Nach dieser Selbstabdankung war das intellektuelle Niveau grüner Debatten nach unten offen. Von "anarchisch entfesselten kommunikativen Freiheiten" - nach Jürgen Habermas das Lebenselixier demokratischer Debatten - war bei den Grünen nun nichts mehr zu spüren, dafür viel von der Schäbigkeit manipulativen Zwangs gegenüber Parteitagsdelegierten.

Schwarzer Peter bei der SPD

Der aktuelle Aufschwung der Grünen rührt daher, dass das Ansehen der Volksparteien - insbesondere der SPD - zerbröselt. Es ist nicht die eigene Stärke, die den Grünen nun Zulauf verschafft, sondern die eklatante Schwäche der SPD. Bei den letzten Bundestagswahlen wechselten fast eine Million Wähler von der SPD zu den Grünen.

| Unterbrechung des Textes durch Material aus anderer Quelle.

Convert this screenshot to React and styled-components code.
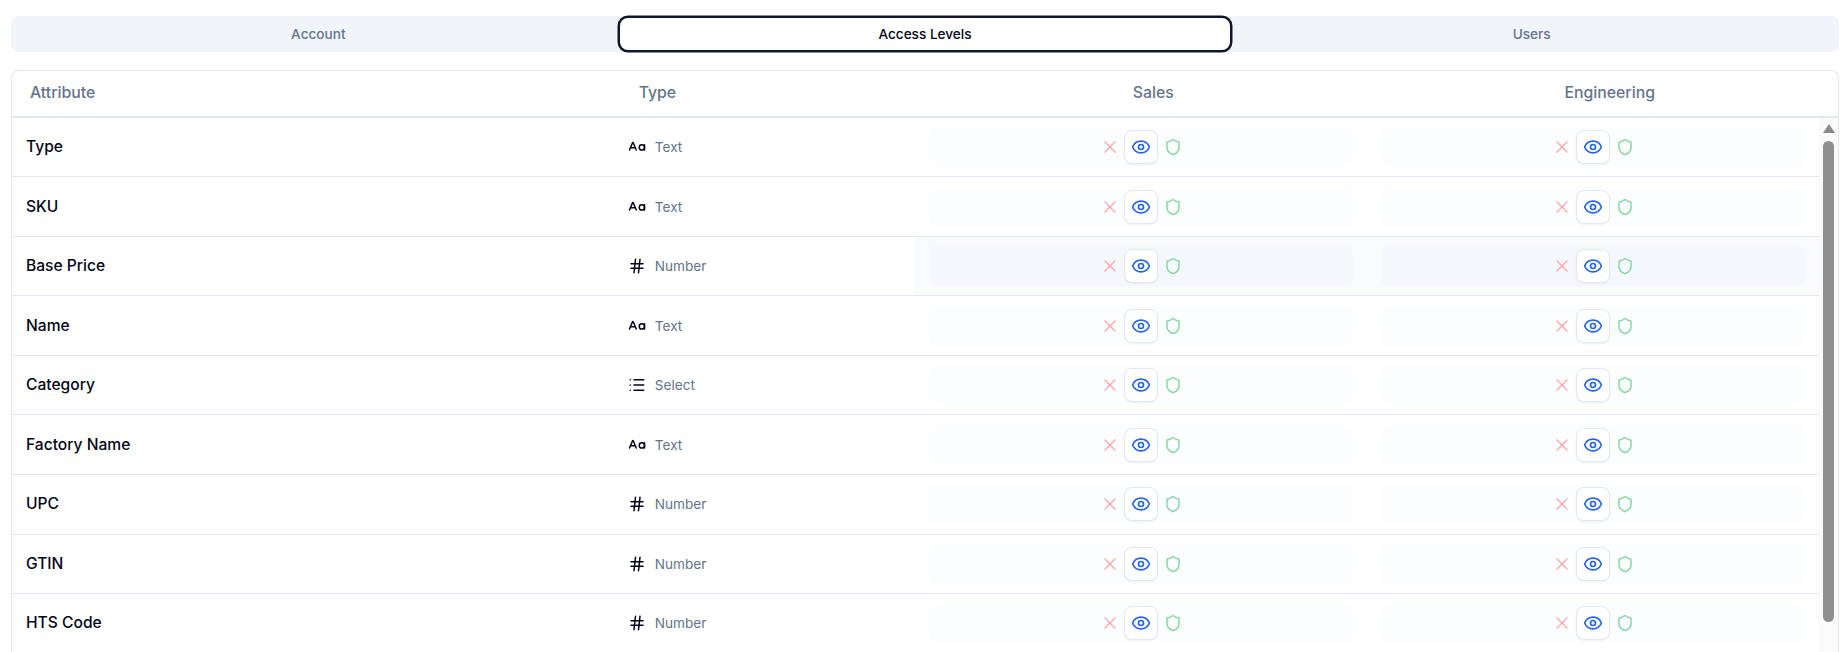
import React from "react";
import styled, { createGlobalStyle } from "styled-components";
import { CaseSensitive, Eye, Hash, List, Shield, X } from "lucide-react";

const GlobalStyle = createGlobalStyle`
  html, body {
    margin: 0;
    height: 100%;
    background: #fff;
    overflow: hidden;
  }
  body {
    font-family: Inter, "Liberation Sans", sans-serif;
  }
`;

const Page = styled.div`
  height: 100vh;
  box-sizing: border-box;
  padding: 16px 8px 0 11px;
  display: flex;
  flex-direction: column;
  gap: 18px;
  overflow: hidden;
`;

const TabBar = styled.div`
  height: 36px;
  box-sizing: border-box;
  flex: none;
  padding: 4px;
  display: grid;
  grid-template-columns: repeat(3, 1fr);
  background: #f1f5f9;
  border-radius: 8px;
`;

const Tab = styled.button`
  border: 0;
  padding: 0;
  border-radius: 6px;
  font: 500 13.6px Inter, sans-serif;
  cursor: pointer;
  background: ${(p) => (p.$active ? "#fff" : "transparent")};
  color: ${(p) => (p.$active ? "#020617" : "#64748b")};
  box-shadow: ${(p) =>
    p.$active ? "0 0 0 2px #fff, 0 0 0 4.5px #0f172a" : "none"};
`;

const Card = styled.div`
  flex: 1;
  min-height: 0;
  display: flex;
  flex-direction: column;
  border: 1px solid #e2e8f0;
  border-bottom: 0;
  border-radius: 8px 8px 0 0;
  overflow: hidden;
`;

const HeadRow = styled.div`
  flex: none;
  height: 46.7px;
  box-sizing: border-box;
  padding-bottom: 2px;
  display: grid;
  grid-template-columns: 2fr 1fr 1.5fr 1.5fr;
  align-items: center;
  border-bottom: 2px solid #e2e8f0;
`;

const HeadCell = styled.div`
  padding: 0 18px;
  font-size: 15.8px;
  font-weight: 500;
  color: #64748b;
  text-align: ${(p) => (p.$center ? "center" : "left")};
`;

const Body = styled.div`
  flex: 1;
  min-height: 0;
  display: flex;
`;

const Rows = styled.div`
  flex: 1;
  min-width: 0;
`;

const Row = styled.div`
  height: 59.55px;
  box-sizing: border-box;
  display: grid;
  grid-template-columns: 2fr 1fr 1.5fr 1.5fr;
  align-items: stretch;
  border-bottom: 1px solid #e2e8f0;
`;

const NameCell = styled.div`
  display: flex;
  align-items: center;
  padding: 0 0 1px 14px;
  font-size: 15.6px;
  font-weight: 500;
  color: #020617;
`;

const TypeCell = styled.div`
  display: flex;
  align-items: center;
  gap: 8.5px;
  padding-left: 14px;
  font-size: 13.6px;
  color: #64748b;
`;

const TypeIcon = styled.span`
  width: 18px;
  display: flex;
  justify-content: center;
  color: #020617;
`;

const AccessCell = styled.div`
  display: flex;
  align-items: center;
  padding: 0 14px;
  background: ${(p) => (p.$hovered ? "#f8fafc" : "transparent")};
`;

const AccessInner = styled.div`
  flex: 1;
  height: 40px;
  display: flex;
  align-items: center;
  justify-content: center;
  gap: 4px;
  border-radius: 8px;
  background: rgba(219, 234, 254, 0.1);
`;

const LevelSlot = styled.span`
  width: 20px;
  display: flex;
  justify-content: center;
  color: ${(p) => p.$color};
`;

const ShieldSlot = styled(LevelSlot)`
  margin: 0 -1px 0 1px;
`;

const ActiveLevel = styled.span`
  width: 34px;
  height: 34px;
  box-sizing: border-box;
  display: flex;
  align-items: center;
  justify-content: center;
  background: #fff;
  border: 1px solid #e2e8f0;
  border-radius: 8px;
  box-shadow: 0 1px 2px rgba(15, 23, 42, 0.05);
  color: #2563eb;
`;

const ScrollRail = styled.div`
  flex: none;
  width: 19px;
  background: #fafafa;
  display: flex;
  flex-direction: column;
  align-items: center;
  padding-top: 6px;
`;

const ScrollArrow = styled.span`
  width: 0;
  height: 0;
  border-left: 6.5px solid transparent;
  border-right: 6.5px solid transparent;
  border-bottom: 9px solid #8a8a8a;
`;

const ScrollThumb = styled.div`
  width: 11px;
  height: 481px;
  margin-top: 8px;
  background: #8f8f8f;
  border-radius: 6px;
`;

const typeIcons = {
  Text: <CaseSensitive size={18} />,
  Number: <Hash size={18} />,
  Select: <List size={18} />,
};

const attributes = [
  ["Type", "Text"],
  ["SKU", "Text"],
  ["Base Price", "Number"],
  ["Name", "Text"],
  ["Category", "Select"],
  ["Factory Name", "Text"],
  ["UPC", "Number"],
  ["GTIN", "Number"],
  ["HTS Code", "Number"],
];

const Access = ({ hovered }) => (
  <AccessCell $hovered={hovered}>
    <AccessInner>
      <LevelSlot $color="#fca5a5">
        <X size={20} strokeWidth={1.5} />
      </LevelSlot>
      <ActiveLevel>
        <Eye size={20} />
      </ActiveLevel>
      <ShieldSlot $color="#86d7a2">
        <Shield size={18} />
      </ShieldSlot>
    </AccessInner>
  </AccessCell>
);

export default function App() {
  return (
    <Page>
      <GlobalStyle />
      <TabBar>
        <Tab>Account</Tab>
        <Tab $active>Access Levels</Tab>
        <Tab>Users</Tab>
      </TabBar>
      <Card>
        <HeadRow>
          <HeadCell>Attribute</HeadCell>
          <HeadCell>Type</HeadCell>
          <HeadCell $center>Sales</HeadCell>
          <HeadCell $center>Engineering</HeadCell>
        </HeadRow>
        <Body>
          <Rows>
            {attributes.map(([name, type]) => {
              const hovered = name === "Base Price";
              return (
                <Row key={name}>
                  <NameCell>{name}</NameCell>
                  <TypeCell>
                    <TypeIcon>{typeIcons[type]}</TypeIcon>
                    {type}
                  </TypeCell>
                  <Access hovered={hovered} />
                  <Access hovered={hovered} />
                </Row>
              );
            })}
          </Rows>
          <ScrollRail>
            <ScrollArrow />
            <ScrollThumb />
          </ScrollRail>
        </Body>
      </Card>
    </Page>
  );
}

Die sozialen Grobheiten der rot-grünen Regierung (Hartz IV, Ich-AG, Flexibilisierung, Niedriglohnsektor, Rentenreform) und die politischen Fehlentscheidungen (Afghanistankrieg) werden allein der SPD zugerechnet, weswegen die SPD allmählich ausblutet. Und die Grünen tun so, als hätten sie nie in der Regierung alle diese Entscheidungen mit durchgewinkt.

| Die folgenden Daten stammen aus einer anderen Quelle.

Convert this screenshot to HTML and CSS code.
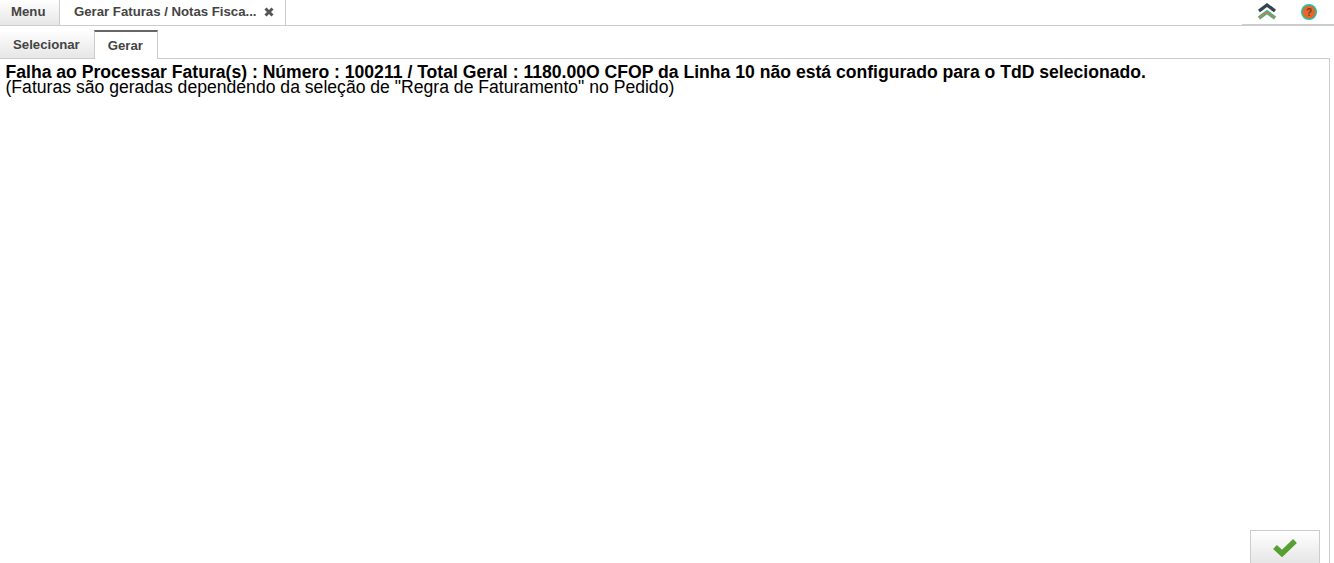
FILE: index.html
```html
<!DOCTYPE html>
<html lang="pt">
<head>
    <meta charset="UTF-8">
    <title>Gerar Faturas</title>
    <link rel="stylesheet" href="styles.css">
</head>
<body>
    <!-- abas de cima -->
    <div class="topBar">
        <div class="menuTab">Menu</div>
        <div class="pageTab">
            <span>Gerar Faturas / Notas Fisca...</span>
            <svg class="closeX" width="10" height="10" viewBox="0 0 10 10">
                <path d="M1.5 1.5 L8.5 8.5 M8.5 1.5 L1.5 8.5" fill="none" stroke="#555" stroke-width="3"/>
            </svg>
        </div>
        <div class="topIcons">
            <svg width="22" height="20" viewBox="0 0 22 20">
                <path d="M3 9 L11 3 L19 9" fill="none" stroke="#34444f" stroke-width="3.4"/>
                <path d="M3 16 L11 10 L19 16" fill="none" stroke="#12c4a8" stroke-width="3.8"/>
                <path d="M3 16 L11 10 L19 16" fill="none" stroke="#e8742c" stroke-width="1.6"/>
            </svg>
            <svg class="helpIcon" width="18" height="18" viewBox="0 0 18 18">
                <circle cx="9" cy="9" r="8" fill="#0fc9b0"/>
                <circle cx="9" cy="9" r="6.6" fill="#e8682a"/>
                <text x="9" y="13" class="helpMark">?</text>
            </svg>
        </div>
    </div>

    <!-- abas internas -->
    <div class="subTabs">
        <div class="subTab">Selecionar</div>
        <div class="subTab active">Gerar</div>
    </div>

    <div class="content">
        <div class="msg">
            <b>Falha ao Processar Fatura(s) : Número : 100211 / Total Geral : 1180.00O CFOP da Linha 10 não está configurado para o TdD selecionado.</b><br>
            (Faturas são geradas dependendo da seleção de "Regra de Faturamento" no Pedido)
        </div>
        <div class="footer">
            <div class="okBtn">
                <svg width="26" height="20" viewBox="0 0 26 20">
                    <path d="M3 10 L10 16.5 L23 4" fill="none" stroke="#55a030" stroke-width="5.5"/>
                </svg>
            </div>
        </div>
    </div>
</body>
</html>
```

FILE: styles.css
```css
* {
    margin: 0;
    padding: 0;
    box-sizing: border-box;
}
html, body {
    height: 100%;
    overflow: hidden;
}
body {
    display: flex;
    flex-direction: column;
    background-color: #fff;
    font-family: "Liberation Sans", Arial, sans-serif;
    color: #000;
}
.topBar {
    display: flex;
    height: 26px;
    flex: none;
    border-bottom: 1px solid #ccc;
    font-size: 13.2px;
    font-weight: bold;
    color: #444;
}
.menuTab {
    width: 60px;
    padding: 4px 0 0 11px;
    background: linear-gradient(#fff, #e6e6e6);
    border-right: 1px solid #ccc;
}
.pageTab {
    display: flex;
    justify-content: space-between;
    width: 226px;
    padding: 4px 11px 0 14px;
    border-right: 1px solid #ccc;
}
.closeX {
    margin-top: 3px;
}
.topIcons {
    display: flex;
    gap: 22px;
    margin-left: auto;
    width: 92px;
    height: 25px;
    padding: 2px 16px 0 14px;
    background-color: #fff;
    border-bottom: 1px solid #ccc;
}
.helpIcon {
    margin-top: 1px;
}
.helpMark {
    font-size: 10px;
    font-weight: bold;
    fill: #7a3a1a;
    text-anchor: middle;
}
.subTabs {
    display: flex;
    flex: none;
    height: 33px;
    padding-top: 4px;
    font-size: 13.2px;
    font-weight: bold;
    color: #444;
}
.subTab {
    height: 28px;
    padding: 7px 14px 0 13px;
    background: linear-gradient(#fff, #e6e6e6);
}
.subTab.active {
    height: 29px;
    padding: 6px 14px 0 13px;
    background: #fff;
    border: 1px solid #ccc;
    border-top: 2px solid #666;
    border-bottom: none;
    position: relative;
    z-index: 1;
}
.content {
    display: flex;
    flex-direction: column;
    flex: 1;
    width: 1330px;
    margin-top: -1px;
    border: 1px solid #ccc;
    border-bottom: none;
    border-left: none;
    padding: 6px 9px 0 5.5px;
}
.msg {
    flex: 1;
    font-size: 17.6px;
    line-height: 15px;
}
.footer {
    display: flex;
    justify-content: flex-end;
}
.okBtn {
    width: 70px;
    height: 33px;
    margin-top: -1px;
    padding-top: 6px;
    text-align: center;
    background: linear-gradient(#fff, #e6e6e6);
    border: 1px solid #ccc;
    border-bottom: none;
}
```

Die Hochkonjunktur der Grünen wirkt noch erstaunlicher, bedenkt man, dass die Partei programmatisch fast nichts bietet, was nicht andere Parteien auch im Angebot haben. Jürgen Trittin erklärte vor Jahren einmal die drei "Grundlinie der Grünen": Erstens: "ökologische Modernisierung" - dafür plädieren mittlerweile allerdings alle Parteien, wobei die Grünen im Einzelfall (Atomkraft, Stuttgart 21) mehr Konsequenz und Kontinuität an den Tag legen. Wenn sie an der Macht sind, knicken sie aber immer mal wieder ein (siehe Hamburg).

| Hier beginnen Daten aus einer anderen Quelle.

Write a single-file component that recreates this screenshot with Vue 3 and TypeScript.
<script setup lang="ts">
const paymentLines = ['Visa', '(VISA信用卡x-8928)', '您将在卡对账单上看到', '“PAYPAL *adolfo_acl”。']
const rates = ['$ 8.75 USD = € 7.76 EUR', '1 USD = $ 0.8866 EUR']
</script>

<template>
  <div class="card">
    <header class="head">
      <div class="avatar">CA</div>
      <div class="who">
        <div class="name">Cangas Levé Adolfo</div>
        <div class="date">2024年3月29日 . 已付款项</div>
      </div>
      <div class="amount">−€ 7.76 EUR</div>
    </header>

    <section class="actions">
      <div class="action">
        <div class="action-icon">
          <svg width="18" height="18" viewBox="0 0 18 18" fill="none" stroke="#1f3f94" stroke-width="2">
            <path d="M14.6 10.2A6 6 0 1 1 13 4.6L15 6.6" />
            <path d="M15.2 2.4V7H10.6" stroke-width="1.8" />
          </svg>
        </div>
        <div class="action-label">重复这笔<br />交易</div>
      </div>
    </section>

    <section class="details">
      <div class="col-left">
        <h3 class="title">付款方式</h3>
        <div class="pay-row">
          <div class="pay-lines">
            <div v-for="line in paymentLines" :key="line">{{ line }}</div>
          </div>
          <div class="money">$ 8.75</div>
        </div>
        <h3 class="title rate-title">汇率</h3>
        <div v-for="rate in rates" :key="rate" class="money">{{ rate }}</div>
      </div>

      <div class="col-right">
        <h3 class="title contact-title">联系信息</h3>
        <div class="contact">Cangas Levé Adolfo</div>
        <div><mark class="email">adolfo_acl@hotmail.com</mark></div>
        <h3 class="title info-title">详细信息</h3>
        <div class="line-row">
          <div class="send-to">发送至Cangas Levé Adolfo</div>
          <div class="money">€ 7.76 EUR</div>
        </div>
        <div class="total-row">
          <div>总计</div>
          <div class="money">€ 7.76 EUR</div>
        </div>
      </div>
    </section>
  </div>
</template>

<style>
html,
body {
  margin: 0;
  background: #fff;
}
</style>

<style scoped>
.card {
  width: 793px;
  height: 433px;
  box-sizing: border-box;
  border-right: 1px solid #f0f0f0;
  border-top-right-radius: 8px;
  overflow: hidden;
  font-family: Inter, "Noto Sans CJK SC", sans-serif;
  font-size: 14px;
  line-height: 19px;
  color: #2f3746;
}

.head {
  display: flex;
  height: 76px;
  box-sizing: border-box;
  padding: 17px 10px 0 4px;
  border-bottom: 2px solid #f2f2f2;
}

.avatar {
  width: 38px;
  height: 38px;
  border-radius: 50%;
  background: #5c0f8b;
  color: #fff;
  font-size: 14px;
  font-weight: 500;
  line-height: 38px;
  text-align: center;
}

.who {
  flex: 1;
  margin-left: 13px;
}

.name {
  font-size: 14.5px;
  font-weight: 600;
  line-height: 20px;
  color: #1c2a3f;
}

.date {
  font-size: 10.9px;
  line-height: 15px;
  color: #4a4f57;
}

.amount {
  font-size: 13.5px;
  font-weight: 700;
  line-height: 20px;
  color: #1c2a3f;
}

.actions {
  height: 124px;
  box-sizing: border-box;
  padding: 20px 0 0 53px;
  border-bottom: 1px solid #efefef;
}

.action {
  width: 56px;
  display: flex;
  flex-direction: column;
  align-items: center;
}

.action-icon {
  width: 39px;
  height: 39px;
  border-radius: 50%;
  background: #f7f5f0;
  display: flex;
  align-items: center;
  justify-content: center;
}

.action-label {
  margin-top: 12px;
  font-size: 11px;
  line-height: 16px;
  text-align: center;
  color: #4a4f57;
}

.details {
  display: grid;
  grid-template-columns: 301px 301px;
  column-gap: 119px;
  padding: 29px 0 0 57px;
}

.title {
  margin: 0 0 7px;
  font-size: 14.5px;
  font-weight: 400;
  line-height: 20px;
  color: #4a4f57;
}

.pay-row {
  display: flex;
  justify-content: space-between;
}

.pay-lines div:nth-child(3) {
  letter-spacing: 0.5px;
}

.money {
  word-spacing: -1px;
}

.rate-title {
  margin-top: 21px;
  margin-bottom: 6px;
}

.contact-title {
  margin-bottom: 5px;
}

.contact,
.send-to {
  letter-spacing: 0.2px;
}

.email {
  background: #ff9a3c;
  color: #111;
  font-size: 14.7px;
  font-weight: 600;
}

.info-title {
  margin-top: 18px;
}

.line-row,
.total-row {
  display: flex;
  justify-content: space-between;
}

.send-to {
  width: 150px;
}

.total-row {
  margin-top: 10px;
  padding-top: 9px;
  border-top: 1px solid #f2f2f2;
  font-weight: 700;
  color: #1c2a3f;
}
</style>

Zweitens: "Wahrung der Bürgerrechte". Zwar verzichten die Grünen in der Debatte um Integration und Zuwanderung auf fremdenfeindliche Ressentiments. Für eine konsequente Bürgerrechtspolitik gibt es derzeit aber in keiner Partei, auch bei den Grünen nicht, verlässliche Mehrheiten. Drittens: "soziale Gerechtigkeit durch Teilhabe". Letzteres ist ein papierenes Bekenntnis, das von allen Parteien gratis zu bekommen ist.

Fazit: Betrachtet man ihre programmatische Basis, sind die Grünen erfolgreich, obwohl sie nur versprechen, was alle anderen versprechen - und, obwohl sie auch nur schweigen, worüber alle anderen Parteien schweigen.